Nato tankers torched in Pakistan

Nato tankers torched in Pakistan

 Police collect bullets shells next to burning oil tankers in  Shikarpur, Sindh province, on 1 October 2010
M Ilyas Khan BBC News, Islamabad
This is thought to be the first incident of its kind in the southern supply route town of Shikarpur. Suspected militants in southern Pakistan have destroyed at least 27 tankers carrying fuel for Nato forces in Afghanistan, officials said.
There have been hundreds of similar attacks in Pakistan over the last few years but our correspondent says this is the first one in Sindh province.
It is not clear if it is linked to a cross-border air strike by Nato that killed three Pakistani troops.
Pakistan has blocked supply routes to Afghanistan after Thursday’s air raid.
No-one has claimed responsibility for Friday morning’s raid in the southern town of Shikarpur.
The town’s district police chief, Abdul Hameed Khosa, told the BBC the oil tankers – which picked up their load in the southern port of Karachi – were parked in a petrol station at the time of the attack.
Up to 15 gunmen opened fire to scare away the drivers, before torching the vehicles, said witnesses.
Attacks on Nato supply convoys are rare in southern and central Pakistan, so security forces do not provide the escort that is routine for supply convoys in the north-west of the country.
Previous raids have happened mainly in the north-west, at Peshawar and the Khyber tribal region, or in the south-western province of Balochistan.
The attack on Nato supplies in northern parts of Pakistan’s Sindh province is the first of its kind.

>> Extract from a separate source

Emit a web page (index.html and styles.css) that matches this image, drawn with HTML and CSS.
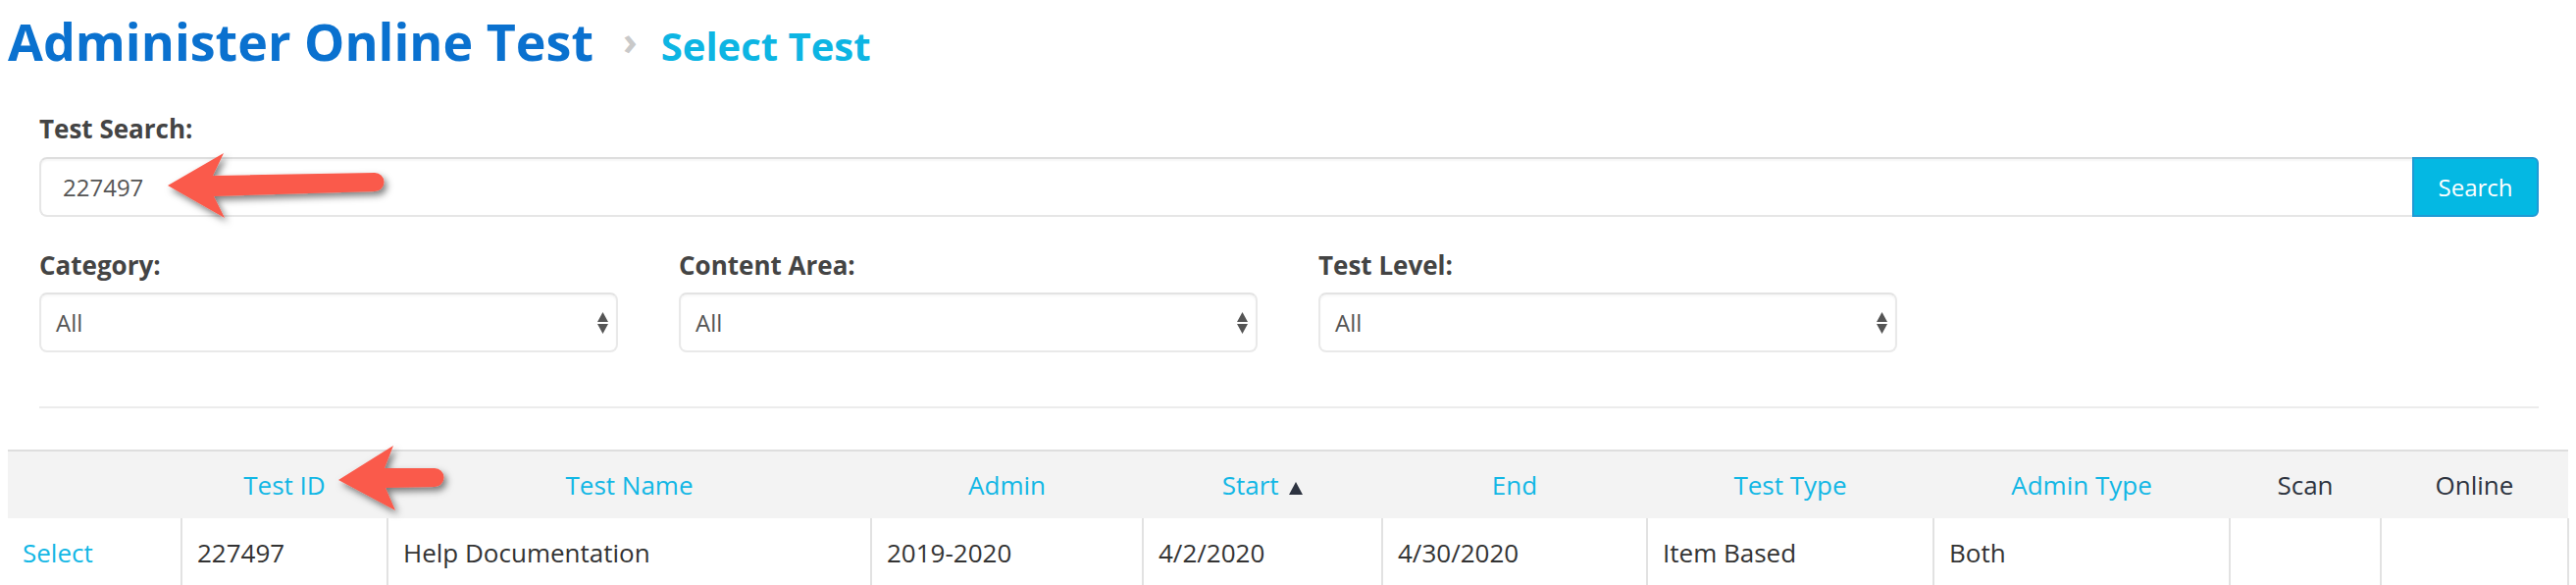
FILE: index.html
```html
<!DOCTYPE html>
<html lang="en">
<head>
<meta charset="utf-8">
<title>Administer Online Test</title>
<link rel="stylesheet" href="styles.css">
</head>
<body>
<div class="page">
  <header class="crumbs">
    <h1 class="crumb-main">Administer Online Test</h1>
    <span class="crumb-sep">&#8250;</span>
    <h2 class="crumb-sub">Select Test</h2>
  </header>

  <section class="filters">
    <label class="field-label">Test Search:</label>
    <div class="search-row">
      <div class="search-input">227497</div>
      <button class="search-btn">Search</button>
    </div>

    <div class="select-row">
      <div class="select-col">
        <label class="field-label">Category:</label>
        <div class="select-box"><span>All</span>
          <svg class="updown" width="11" height="22" viewBox="0 0 11 22"><path d="M5.5 0 L11 10 L0 10 Z M0 12 L11 12 L5.5 22 Z" fill="#555"/></svg>
        </div>
      </div>
      <div class="select-col">
        <label class="field-label">Content Area:</label>
        <div class="select-box"><span>All</span>
          <svg class="updown" width="11" height="22" viewBox="0 0 11 22"><path d="M5.5 0 L11 10 L0 10 Z M0 12 L11 12 L5.5 22 Z" fill="#555"/></svg>
        </div>
      </div>
      <div class="select-col">
        <label class="field-label">Test Level:</label>
        <div class="select-box"><span>All</span>
          <svg class="updown" width="11" height="22" viewBox="0 0 11 22"><path d="M5.5 0 L11 10 L0 10 Z M0 12 L11 12 L5.5 22 Z" fill="#555"/></svg>
        </div>
      </div>
    </div>
    <hr class="divider">
  </section>

  <table class="results">
    <colgroup>
      <col class="c1"><col class="c2"><col class="c3"><col class="c4"><col class="c5">
      <col class="c6"><col class="c7"><col class="c8"><col class="c9"><col class="c10">
    </colgroup>
    <thead>
      <tr>
        <th></th>
        <th class="link">Test ID</th>
        <th class="link">Test Name</th>
        <th class="link">Admin</th>
        <th class="link">Start <svg class="sort" width="14" height="13" viewBox="0 0 14 13"><path d="M7 0 L14 13 L0 13 Z" fill="#2d3340"/></svg></th>
        <th class="link">End</th>
        <th class="link">Test Type</th>
        <th class="link">Admin Type</th>
        <th>Scan</th>
        <th>Online</th>
      </tr>
    </thead>
    <tbody>
      <tr>
        <td class="link">Select</td>
        <td>227497</td>
        <td>Help Documentation</td>
        <td>2019-2020</td>
        <td>4/2/2020</td>
        <td>4/30/2020</td>
        <td>Item Based</td>
        <td>Both</td>
        <td></td>
        <td></td>
      </tr>
    </tbody>
  </table>
</div>

<svg class="annotations" width="2626" height="596" viewBox="0 0 2626 596">
  <defs>
    <filter id="sh" x="-20%" y="-30%" width="140%" height="170%">
      <feDropShadow dx="3" dy="4" stdDeviation="3.5" flood-color="#000" flood-opacity="0.5"/>
    </filter>
  </defs>
  <path filter="url(#sh)" fill="#fa5a4b" d="M171 189 L228 156 L217 179 L382 176 A9.5 9.5 0 0 1 382 195 L218 200 L229 222 Z"/>
  <path filter="url(#sh)" fill="#fa5a4b" d="M345 489 L401 454 L392 477 L443 477 A9.5 9.5 0 0 1 443 496 L393 497 L403 520 Z"/>
</svg>
</body>
</html>
```

FILE: styles.css
```css
html, body {
  margin: 0;
  padding: 0;
  background: #fff;
}

body {
  font-family: "Open Sans", "Liberation Sans", sans-serif;
  color: #333;
  width: 2626px;
  height: 596px;
  overflow: hidden;
  position: relative;
}

.page {
  padding: 7px 8px 0 8px;
}

.crumbs {
  display: flex;
  align-items: baseline;
  height: 70px;
}

.crumb-main {
  margin: 0;
  font-size: 52px;
  line-height: 70px;
  font-weight: 700;
  color: #0a71cf;
}

.crumb-sep {
  font-size: 40px;
  font-weight: 700;
  color: #c9c9c9;
  margin: 0 24px 0 30px;
  position: relative;
  top: -6px;
}

.crumb-sub {
  margin: 0;
  font-size: 40px;
  line-height: 70px;
  font-weight: 700;
  color: #0db5e3;
}

.filters {
  padding: 36px 30px 0 32px;
}

.field-label {
  display: block;
  font-size: 26px;
  line-height: 36px;
  font-weight: 700;
  color: #444;
}

.search-row {
  display: flex;
  margin-top: 11px;
  height: 61px;
}

.search-input {
  flex: 1;
  box-sizing: border-box;
  border: 2px solid #e6e6e6;
  border-top-color: #dedede;
  border-right: none;
  border-radius: 8px 0 0 8px;
  box-shadow: inset 0 2px 2px rgba(0,0,0,0.04);
  font-size: 24px;
  color: #555;
  padding: 0 22px;
  display: flex;
  align-items: center;
}

.search-btn {
  width: 129px;
  box-sizing: border-box;
  border: 2px solid #1f9ad4;
  border-radius: 0 6px 6px 0;
  background: #04b8e3;
  color: #fff;
  font-family: "Open Sans", "Liberation Sans", sans-serif;
  font-size: 24px;
  padding: 0;
}

.select-row {
  display: flex;
  gap: 62px;
  margin-top: 31px;
}

.select-col {
  width: 590px;
}

.select-col .field-label {
  margin-bottom: 10px;
}

.select-box {
  box-sizing: border-box;
  height: 61px;
  border: 2px solid #e9e9e9;
  border-top-color: #e3e3e3;
  border-radius: 8px;
  box-shadow: inset 0 2px 2px rgba(0,0,0,0.03);
  display: flex;
  align-items: center;
  justify-content: space-between;
  padding: 0 8px 0 15px;
  font-size: 24px;
  color: #555;
}

.updown {
  display: block;
}

.divider {
  margin: 55px 0 0 0;
  border: none;
  border-top: 2px solid #ececec;
  height: 0;
}

.results {
  margin-top: 42px;
  width: 2610px;
  table-layout: fixed;
  border-collapse: collapse;
  font-size: 26px;
}

.c1 { width: 177px; }
.c2 { width: 210px; }
.c3 { width: 493px; }
.c4 { width: 277px; }
.c5 { width: 244px; }
.c6 { width: 270px; }
.c7 { width: 292px; }
.c8 { width: 302px; }
.c9 { width: 154px; }
.c10 { width: 191px; }

.results thead tr {
  background: #f3f3f3;
  border-top: 2px solid #dedede;
}

.results th {
  height: 68px;
  padding: 0;
  font-weight: 400;
  text-align: center;
  color: #2e3440;
}

.results th.link {
  color: #12b7e5;
}

.sort {
  display: inline-block;
  vertical-align: baseline;
  margin-left: 4px;
}

.results td {
  height: 90px;
  padding: 0 15px;
  border-left: 2px solid #e2e2e2;
  border-right: 2px solid #e2e2e2;
  color: #333;
  vertical-align: middle;
  padding-bottom: 20px;
  box-sizing: border-box;
}

.results td:first-child {
  border-left: none;
}

.results td.link {
  color: #12b7e5;
}

.annotations {
  position: absolute;
  left: 0;
  top: 0;
  pointer-events: none;
}
```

Truckers bound for southern Afghanistan have been using the Shikarpur route because another route via Khuzdar in Balochistan has been a scene of numerous attacks on Nato shipments.
There are no strong religious groups or militant networks operating in Shikarpur town.
But there have been a few protests over the presence of American troops in a nearby airbase.
Following Thursday’s cross-border Nato helicopter attack which killed three Pakistani soldiers, Islamabad ordered the closure of the Khyber Pass border crossing into Afghanistan.
Nato said its aircraft had hit back after coming under small-arms fire from what it thought were insurgents.
But the Pakistani military said its soldiers had fired shots to warn the helicopters that they had crossed into Pakistani airspace.
It was the third time in less than a week that Nato helicopters had pursued militants over the Pakistani border and fired on targets.
Pakistani officials say they have shut the Torkham border crossing in Khyber tribal agency to ensure Nato vehicles are not attacked by the Taliban.
A long queue of Nato vehicles is now waiting to drive over the border.
The other main Nato crossing from Pakistan to Afghanistan – Chaman in Balochistan – remains open.
It is not clear whether the tanker convoy attacked on Friday was heading for Torkham or Chaman.
Nato says the trucks passing through Pakistan carry fuel, military vehicles, spare parts, clothing and other non-lethal supplies for foreign troops in Afghanistan.
The alliance and the US have other supply routes into Afghanistan, but the Pakistani ones are the cheapest and most convenient.